What needs to be done: Write the records below out in full, character for character, with no pictures.

Data shown:
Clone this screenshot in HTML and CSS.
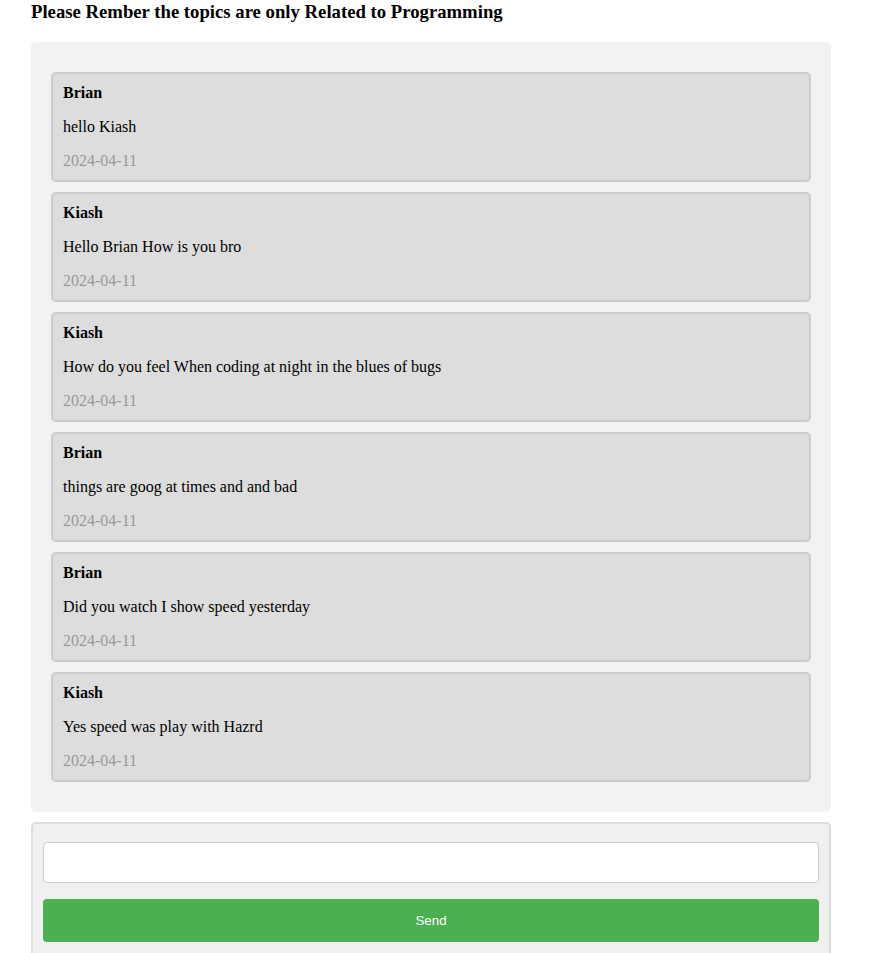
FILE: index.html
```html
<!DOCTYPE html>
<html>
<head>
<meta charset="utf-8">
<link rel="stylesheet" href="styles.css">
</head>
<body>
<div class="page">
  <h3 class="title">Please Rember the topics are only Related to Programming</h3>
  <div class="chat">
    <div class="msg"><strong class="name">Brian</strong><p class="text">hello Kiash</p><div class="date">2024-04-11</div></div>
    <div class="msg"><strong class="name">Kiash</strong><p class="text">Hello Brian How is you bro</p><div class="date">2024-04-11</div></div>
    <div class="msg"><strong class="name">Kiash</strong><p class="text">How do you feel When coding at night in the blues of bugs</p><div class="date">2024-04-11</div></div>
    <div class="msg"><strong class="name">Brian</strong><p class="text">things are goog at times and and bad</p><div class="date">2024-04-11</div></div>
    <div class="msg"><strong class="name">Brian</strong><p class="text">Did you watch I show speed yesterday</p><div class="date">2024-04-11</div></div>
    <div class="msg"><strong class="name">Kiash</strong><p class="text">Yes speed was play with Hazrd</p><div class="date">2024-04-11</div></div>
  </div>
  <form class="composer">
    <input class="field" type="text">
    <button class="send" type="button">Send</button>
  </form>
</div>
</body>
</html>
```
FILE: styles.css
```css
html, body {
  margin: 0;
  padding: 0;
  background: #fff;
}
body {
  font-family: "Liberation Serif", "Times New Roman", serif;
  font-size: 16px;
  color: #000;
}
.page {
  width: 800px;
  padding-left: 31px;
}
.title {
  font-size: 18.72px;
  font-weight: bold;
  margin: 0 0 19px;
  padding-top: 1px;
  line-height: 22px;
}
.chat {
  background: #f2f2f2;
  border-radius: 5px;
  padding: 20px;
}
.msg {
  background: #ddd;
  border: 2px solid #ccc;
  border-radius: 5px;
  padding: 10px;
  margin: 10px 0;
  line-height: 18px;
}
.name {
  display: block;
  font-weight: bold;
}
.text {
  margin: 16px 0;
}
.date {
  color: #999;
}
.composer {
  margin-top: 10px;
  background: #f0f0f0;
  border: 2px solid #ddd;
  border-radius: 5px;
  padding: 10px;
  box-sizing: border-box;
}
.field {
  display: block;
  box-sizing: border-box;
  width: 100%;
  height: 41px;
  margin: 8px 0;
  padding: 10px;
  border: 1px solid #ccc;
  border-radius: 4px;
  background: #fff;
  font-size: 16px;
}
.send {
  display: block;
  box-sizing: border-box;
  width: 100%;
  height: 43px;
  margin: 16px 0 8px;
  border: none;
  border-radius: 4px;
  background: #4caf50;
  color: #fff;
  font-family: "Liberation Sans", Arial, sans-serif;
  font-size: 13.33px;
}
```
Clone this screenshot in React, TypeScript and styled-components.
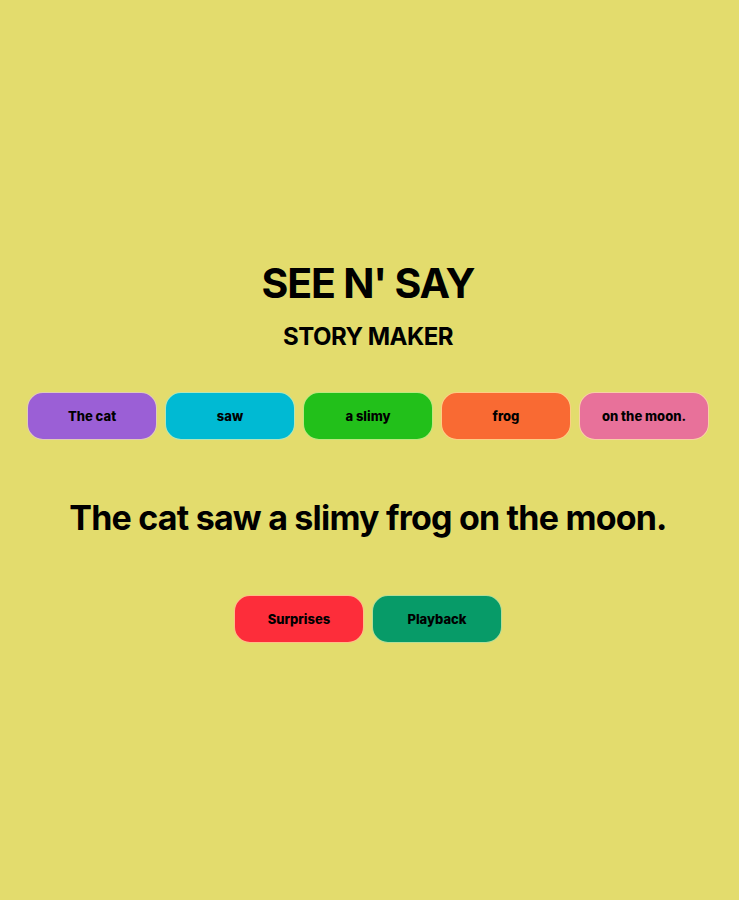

Output of the exercise:
Clone this screenshot in HTML and CSS.
FILE: index.html
```html
<!DOCTYPE html>
<html>
<head>
<meta charset="utf-8">
<link rel="stylesheet" href="styles.css">
</head>
<body>
<div class="page">
  <h3 class="title">Please Rember the topics are only Related to Programming</h3>
  <div class="chat">
    <div class="msg"><strong class="name">Brian</strong><p class="text">hello Kiash</p><div class="date">2024-04-11</div></div>
    <div class="msg"><strong class="name">Kiash</strong><p class="text">Hello Brian How is you bro</p><div class="date">2024-04-11</div></div>
    <div class="msg"><strong class="name">Kiash</strong><p class="text">How do you feel When coding at night in the blues of bugs</p><div class="date">2024-04-11</div></div>
    <div class="msg"><strong class="name">Brian</strong><p class="text">things are goog at times and and bad</p><div class="date">2024-04-11</div></div>
    <div class="msg"><strong class="name">Brian</strong><p class="text">Did you watch I show speed yesterday</p><div class="date">2024-04-11</div></div>
    <div class="msg"><strong class="name">Kiash</strong><p class="text">Yes speed was play with Hazrd</p><div class="date">2024-04-11</div></div>
  </div>
  <form class="composer">
    <input class="field" type="text">
    <button class="send" type="button">Send</button>
  </form>
</div>
</body>
</html>
```
FILE: styles.css
```css
html, body {
  margin: 0;
  padding: 0;
  background: #fff;
}
body {
  font-family: "Liberation Serif", "Times New Roman", serif;
  font-size: 16px;
  color: #000;
}
.page {
  width: 800px;
  padding-left: 31px;
}
.title {
  font-size: 18.72px;
  font-weight: bold;
  margin: 0 0 19px;
  padding-top: 1px;
  line-height: 22px;
}
.chat {
  background: #f2f2f2;
  border-radius: 5px;
  padding: 20px;
}
.msg {
  background: #ddd;
  border: 2px solid #ccc;
  border-radius: 5px;
  padding: 10px;
  margin: 10px 0;
  line-height: 18px;
}
.name {
  display: block;
  font-weight: bold;
}
.text {
  margin: 16px 0;
}
.date {
  color: #999;
}
.composer {
  margin-top: 10px;
  background: #f0f0f0;
  border: 2px solid #ddd;
  border-radius: 5px;
  padding: 10px;
  box-sizing: border-box;
}
.field {
  display: block;
  box-sizing: border-box;
  width: 100%;
  height: 41px;
  margin: 8px 0;
  padding: 10px;
  border: 1px solid #ccc;
  border-radius: 4px;
  background: #fff;
  font-size: 16px;
}
.send {
  display: block;
  box-sizing: border-box;
  width: 100%;
  height: 43px;
  margin: 16px 0 8px;
  border: none;
  border-radius: 4px;
  background: #4caf50;
  color: #fff;
  font-family: "Liberation Sans", Arial, sans-serif;
  font-size: 13.33px;
}
```
Clone this screenshot in React, TypeScript and styled-components.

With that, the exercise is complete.